--- Begin ---
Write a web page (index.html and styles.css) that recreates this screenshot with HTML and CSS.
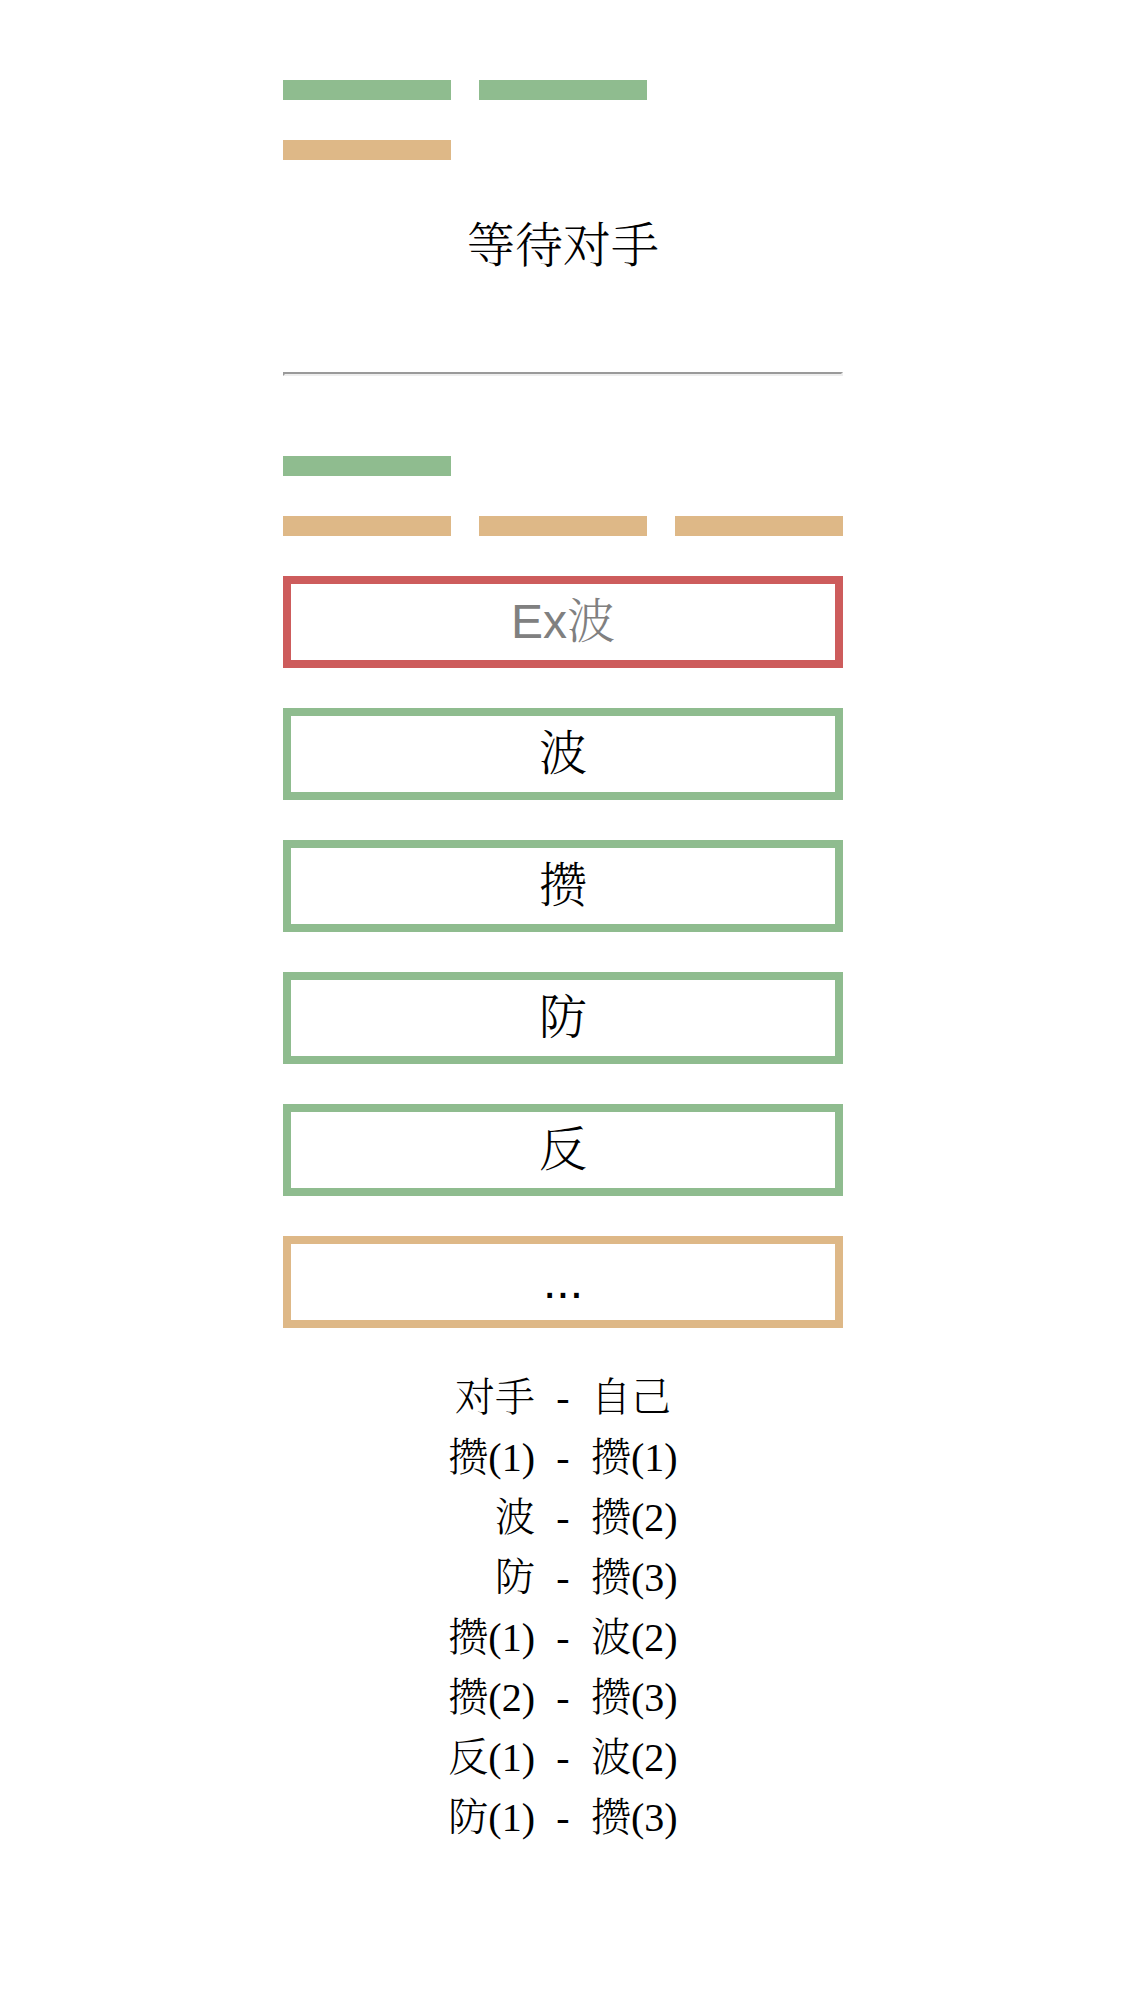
FILE: index.html
```html
<!DOCTYPE html>
<html lang="zh-CN">
<head>
<meta charset="utf-8">
<meta name="viewport" content="width=device-width, initial-scale=1">
<title>波攒防</title>
<link rel="stylesheet" href="styles.css">
</head>
<body>
<main class="game">
  <section class="player">
    <div class="bars bars-life"><span class="bar"></span><span class="bar"></span></div>
    <div class="bars bars-energy"><span class="bar"></span></div>
    <p class="status">等待对手</p>
  </section>
  <hr class="divider">
  <section class="player">
    <div class="bars bars-life"><span class="bar"></span></div>
    <div class="bars bars-energy"><span class="bar"></span><span class="bar"></span><span class="bar"></span></div>
    <button class="move move-off" type="button" disabled>Ex波</button>
    <button class="move" type="button">波</button>
    <button class="move" type="button">攒</button>
    <button class="move" type="button">防</button>
    <button class="move" type="button">反</button>
    <button class="move move-more" type="button">...</button>
  </section>
  <table class="log">
    <thead>
      <tr><th scope="col">对手</th><td>-</td><th scope="col">自己</th></tr>
    </thead>
    <tbody>
      <tr><td>攒(1)</td><td>-</td><td>攒(1)</td></tr>
      <tr><td>波</td><td>-</td><td>攒(2)</td></tr>
      <tr><td>防</td><td>-</td><td>攒(3)</td></tr>
      <tr><td>攒(1)</td><td>-</td><td>波(2)</td></tr>
      <tr><td>攒(2)</td><td>-</td><td>攒(3)</td></tr>
      <tr><td>反(1)</td><td>-</td><td>波(2)</td></tr>
      <tr><td>防(1)</td><td>-</td><td>攒(3)</td></tr>
    </tbody>
  </table>
</main>
</body>
</html>
```
FILE: styles.css
```css
* {
  box-sizing: border-box;
}

body {
  margin: 0;
  background: #fff;
  color: #000;
  font-family: "Liberation Serif", "AR PL UMing CN", "SimSun", "Noto Serif CJK SC", "Noto Sans CJK SC", serif;
  font-weight: 300;
}

.game {
  max-width: 560px;
  margin: 0 auto;
  padding: 80px 0;
}

.player {
  display: flex;
  flex-direction: column;
  gap: 40px;
}

.bars {
  display: grid;
  grid-template-columns: repeat(3, 1fr);
  gap: 28px;
}

.bar {
  height: 20px;
}

.bars-life .bar {
  background: darkseagreen;
}

.bars-energy .bar {
  background: burlywood;
}

.status {
  margin: 0;
  font-size: 48px;
  line-height: 92px;
  text-align: center;
}

.divider {
  margin: 80px 0;
  border: 2px solid;
  border-color: #9a9a9a #eee #eee #9a9a9a;
}

.move {
  width: 100%;
  padding: 8px;
  border: 8px solid darkseagreen;
  background: transparent;
  color: #000;
  font-family: "Liberation Sans", "AR PL UMing CN", "SimSun", "Noto Serif CJK SC", "Noto Sans CJK SC", sans-serif;
  font-size: 48px;
  font-weight: 300;
  line-height: 60px;
  text-align: center;
  cursor: pointer;
}

.move-off {
  border-color: indianred;
  color: gray;
  cursor: default;
}

.move-more {
  border-color: burlywood;
}

.log {
  width: 100%;
  margin-top: 40px;
  border-collapse: collapse;
  table-layout: fixed;
  font-size: 40px;
  line-height: 60px;
}

.log th,
.log td {
  padding: 0;
  font-weight: inherit;
  text-align: left;
}

.log tr > :first-child {
  text-align: right;
}

.log tr > :nth-child(2) {
  width: 56px;
  text-align: center;
}
```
--- End ---
Set down all the data again exactly as above, pictures excluded.

Exercise output
Write a web page (index.html and styles.css) that recreates this screenshot with HTML and CSS.
FILE: index.html
```html
<!DOCTYPE html>
<html lang="zh-CN">
<head>
<meta charset="utf-8">
<meta name="viewport" content="width=device-width, initial-scale=1">
<title>波攒防</title>
<link rel="stylesheet" href="styles.css">
</head>
<body>
<main class="game">
  <section class="player">
    <div class="bars bars-life"><span class="bar"></span><span class="bar"></span></div>
    <div class="bars bars-energy"><span class="bar"></span></div>
    <p class="status">等待对手</p>
  </section>
  <hr class="divider">
  <section class="player">
    <div class="bars bars-life"><span class="bar"></span></div>
    <div class="bars bars-energy"><span class="bar"></span><span class="bar"></span><span class="bar"></span></div>
    <button class="move move-off" type="button" disabled>Ex波</button>
    <button class="move" type="button">波</button>
    <button class="move" type="button">攒</button>
    <button class="move" type="button">防</button>
    <button class="move" type="button">反</button>
    <button class="move move-more" type="button">...</button>
  </section>
  <table class="log">
    <thead>
      <tr><th scope="col">对手</th><td>-</td><th scope="col">自己</th></tr>
    </thead>
    <tbody>
      <tr><td>攒(1)</td><td>-</td><td>攒(1)</td></tr>
      <tr><td>波</td><td>-</td><td>攒(2)</td></tr>
      <tr><td>防</td><td>-</td><td>攒(3)</td></tr>
      <tr><td>攒(1)</td><td>-</td><td>波(2)</td></tr>
      <tr><td>攒(2)</td><td>-</td><td>攒(3)</td></tr>
      <tr><td>反(1)</td><td>-</td><td>波(2)</td></tr>
      <tr><td>防(1)</td><td>-</td><td>攒(3)</td></tr>
    </tbody>
  </table>
</main>
</body>
</html>
```
FILE: styles.css
```css
* {
  box-sizing: border-box;
}

body {
  margin: 0;
  background: #fff;
  color: #000;
  font-family: "Liberation Serif", "AR PL UMing CN", "SimSun", "Noto Serif CJK SC", "Noto Sans CJK SC", serif;
  font-weight: 300;
}

.game {
  max-width: 560px;
  margin: 0 auto;
  padding: 80px 0;
}

.player {
  display: flex;
  flex-direction: column;
  gap: 40px;
}

.bars {
  display: grid;
  grid-template-columns: repeat(3, 1fr);
  gap: 28px;
}

.bar {
  height: 20px;
}

.bars-life .bar {
  background: darkseagreen;
}

.bars-energy .bar {
  background: burlywood;
}

.status {
  margin: 0;
  font-size: 48px;
  line-height: 92px;
  text-align: center;
}

.divider {
  margin: 80px 0;
  border: 2px solid;
  border-color: #9a9a9a #eee #eee #9a9a9a;
}

.move {
  width: 100%;
  padding: 8px;
  border: 8px solid darkseagreen;
  background: transparent;
  color: #000;
  font-family: "Liberation Sans", "AR PL UMing CN", "SimSun", "Noto Serif CJK SC", "Noto Sans CJK SC", sans-serif;
  font-size: 48px;
  font-weight: 300;
  line-height: 60px;
  text-align: center;
  cursor: pointer;
}

.move-off {
  border-color: indianred;
  color: gray;
  cursor: default;
}

.move-more {
  border-color: burlywood;
}

.log {
  width: 100%;
  margin-top: 40px;
  border-collapse: collapse;
  table-layout: fixed;
  font-size: 40px;
  line-height: 60px;
}

.log th,
.log td {
  padding: 0;
  font-weight: inherit;
  text-align: left;
}

.log tr > :first-child {
  text-align: right;
}

.log tr > :nth-child(2) {
  width: 56px;
  text-align: center;
}
```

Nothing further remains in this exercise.